We shot on 16mm to infuse a richness and texture to the imagery.
The score was created with the same intentions and supporting the idea that the building felt like its own character within the film. I worked with Composer James William Blades who created a soundscape using different audio samples and recordings we captured around the building, as well as sampling and distorting Marjorie’s voice to feel like memories or inner thoughts.
Sundays at the Triple Nickel was supported by Canadian whisky brand Crown Royal as part of their generosity inspiring campaign, how did that come about and what do you feel the partnership brought to the production and the film as a whole?

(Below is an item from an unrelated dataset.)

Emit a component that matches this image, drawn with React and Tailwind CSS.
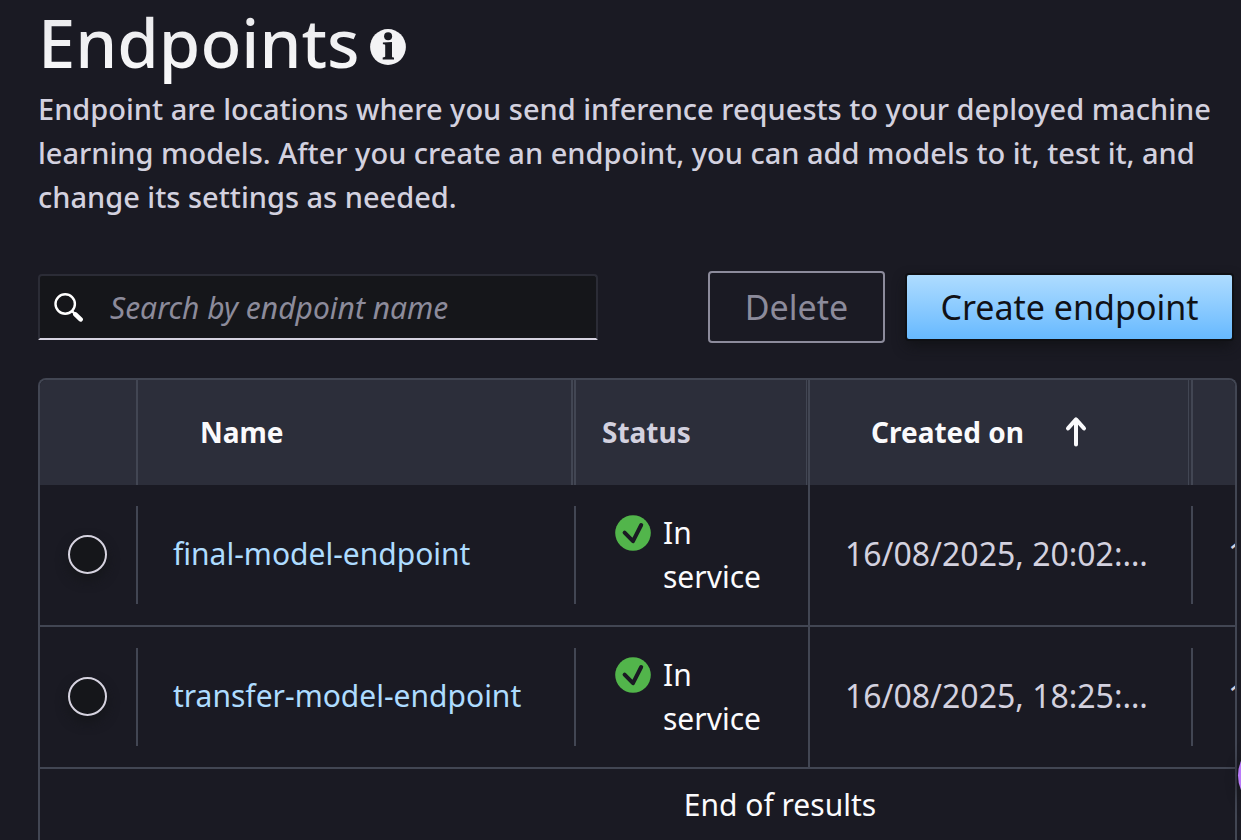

It’s been a really refreshing and inspiring collaboration that I’m incredibly grateful to Diageo and Crown Royal for, who believed in the project since Stept Studios and I proposed the project to Diageo. The concept felt a very natural fit with Crown Royal both tonally and thematically, as they spotlight stories that focus on community and living generously, which was the essence of Marjorie’s story. They also empower and encourage filmmakers to lead the creative of a project and have protected the authenticity and heart of the film throughout.
What will we see from you next in stills or in motion?
I directed a PSA for Times Up that spotlights women behind the lens which will be releasing soon and playing at AMC cinema’s nationally alongside up and coming film trailers. I’m currently scheming up new projects for the year, developing short film concepts and a photo book.